* [Work instructions]:
Quote the listing in full, exactly as given, minus any pictures.

* [Material provided]:
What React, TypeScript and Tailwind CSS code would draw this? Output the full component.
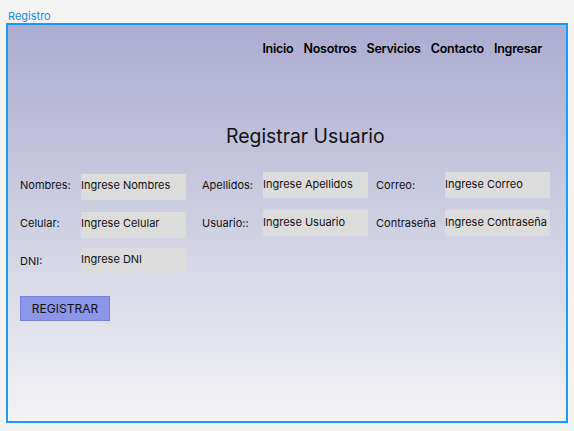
export default function App() {
    return (
        <div className="w-[574px] h-[431px] bg-[#f4f4f4] px-[6px] font-['Inter',sans-serif]">
            <div className="h-[23px] pl-[2px] pt-[9px] text-[11px] leading-[14px] text-[#1a8cf0]">Registro</div>
            <div className="w-[562px] h-[400px] border-2 border-[#1a9aff] bg-gradient-to-b from-[#acacd0] to-[#f3f3f5]">
                {/* nav */}
                <nav className="flex justify-end gap-[10px] pr-[24px] pt-[17px] text-[12.5px] leading-[14px] font-semibold text-black tracking-[-0.25px]">
                    <span>Inicio</span>
                    <span>Nosotros</span>
                    <span>Servicios</span>
                    <span>Contacto</span>
                    <span>Ingresar</span>
                </nav>
                <h1 className="mt-[68px] pl-[218px] text-[19.4px] leading-[24px] text-[#111]">Registrar Usuario</h1>
                {/* form */}
                <div className="mt-[18px] flex pl-[12px] text-[11px] leading-[14px] text-[#111]">
                    <div className="flex flex-col w-[182px]">
                        <div className="flex items-center h-[38px]">
                            <span className="w-[61px]">Nombres:</span>
                            <div className="mt-[4px] w-[105px] h-[26px] bg-[#dcdcdc] pt-1">Ingrese Nombres</div>
                        </div>
                        <div className="flex items-center h-[38px]">
                            <span className="w-[61px]">Celular:</span>
                            <div className="mt-[4px] w-[105px] h-[26px] bg-[#dcdcdc] pt-1">Ingrese Celular</div>
                        </div>
                        <div className="flex items-center h-[38px]">
                            <span className="w-[61px]">DNI:</span>
                            <div className="w-[105px] h-[26px] bg-[#dcdcdc] pt-1 self-center">Ingrese DNI</div>
                        </div>
                    </div>
                    <div className="flex flex-col w-[174px]">
                        <div className="flex items-center h-[38px]">
                            <span className="w-[61px]">Apellidos:</span>
                            <div className="w-[105px] h-[26px] bg-[#dcdcdc] pt-[5px]">Ingrese Apellidos</div>
                        </div>
                        <div className="flex items-center h-[38px]">
                            <span className="w-[61px]">Usuario::</span>
                            <div className="w-[105px] h-[26px] bg-[#dcdcdc] pt-[5px]">Ingrese Usuario</div>
                        </div>
                    </div>
                    <div className="flex flex-col">
                        <div className="flex items-center h-[38px]">
                            <span className="w-[69px]">Correo:</span>
                            <div className="w-[105px] h-[26px] bg-[#dcdcdc] pt-[5px]">Ingrese Correo</div>
                        </div>
                        <div className="flex items-center h-[38px]">
                            <span className="w-[69px]">Contraseña</span>
                            <div className="w-[105px] h-[26px] bg-[#dcdcdc] pt-[5px] whitespace-nowrap">Ingrese Contraseña</div>
                        </div>
                    </div>
                </div>
                <button className="ml-[12px] mt-[16px] w-[90px] h-[25px] bg-[#8c96e8] border border-[#7483e0] text-[12px] text-[#111] leading-[14px]">
                    REGISTRAR
                </button>
            </div>
        </div>
    );
}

* [Completed exercise]:
What React, TypeScript and Tailwind CSS code would draw this? Output the full component.
export default function App() {
    return (
        <div className="w-[574px] h-[431px] bg-[#f4f4f4] px-[6px] font-['Inter',sans-serif]">
            <div className="h-[23px] pl-[2px] pt-[9px] text-[11px] leading-[14px] text-[#1a8cf0]">Registro</div>
            <div className="w-[562px] h-[400px] border-2 border-[#1a9aff] bg-gradient-to-b from-[#acacd0] to-[#f3f3f5]">
                {/* nav */}
                <nav className="flex justify-end gap-[10px] pr-[24px] pt-[17px] text-[12.5px] leading-[14px] font-semibold text-black tracking-[-0.25px]">
                    <span>Inicio</span>
                    <span>Nosotros</span>
                    <span>Servicios</span>
                    <span>Contacto</span>
                    <span>Ingresar</span>
                </nav>
                <h1 className="mt-[68px] pl-[218px] text-[19.4px] leading-[24px] text-[#111]">Registrar Usuario</h1>
                {/* form */}
                <div className="mt-[18px] flex pl-[12px] text-[11px] leading-[14px] text-[#111]">
                    <div className="flex flex-col w-[182px]">
                        <div className="flex items-center h-[38px]">
                            <span className="w-[61px]">Nombres:</span>
                            <div className="mt-[4px] w-[105px] h-[26px] bg-[#dcdcdc] pt-1">Ingrese Nombres</div>
                        </div>
                        <div className="flex items-center h-[38px]">
                            <span className="w-[61px]">Celular:</span>
                            <div className="mt-[4px] w-[105px] h-[26px] bg-[#dcdcdc] pt-1">Ingrese Celular</div>
                        </div>
                        <div className="flex items-center h-[38px]">
                            <span className="w-[61px]">DNI:</span>
                            <div className="w-[105px] h-[26px] bg-[#dcdcdc] pt-1 self-center">Ingrese DNI</div>
                        </div>
                    </div>
                    <div className="flex flex-col w-[174px]">
                        <div className="flex items-center h-[38px]">
                            <span className="w-[61px]">Apellidos:</span>
                            <div className="w-[105px] h-[26px] bg-[#dcdcdc] pt-[5px]">Ingrese Apellidos</div>
                        </div>
                        <div className="flex items-center h-[38px]">
                            <span className="w-[61px]">Usuario::</span>
                            <div className="w-[105px] h-[26px] bg-[#dcdcdc] pt-[5px]">Ingrese Usuario</div>
                        </div>
                    </div>
                    <div className="flex flex-col">
                        <div className="flex items-center h-[38px]">
                            <span className="w-[69px]">Correo:</span>
                            <div className="w-[105px] h-[26px] bg-[#dcdcdc] pt-[5px]">Ingrese Correo</div>
                        </div>
                        <div className="flex items-center h-[38px]">
                            <span className="w-[69px]">Contraseña</span>
                            <div className="w-[105px] h-[26px] bg-[#dcdcdc] pt-[5px] whitespace-nowrap">Ingrese Contraseña</div>
                        </div>
                    </div>
                </div>
                <button className="ml-[12px] mt-[16px] w-[90px] h-[25px] bg-[#8c96e8] border border-[#7483e0] text-[12px] text-[#111] leading-[14px]">
                    REGISTRAR
                </button>
            </div>
        </div>
    );
}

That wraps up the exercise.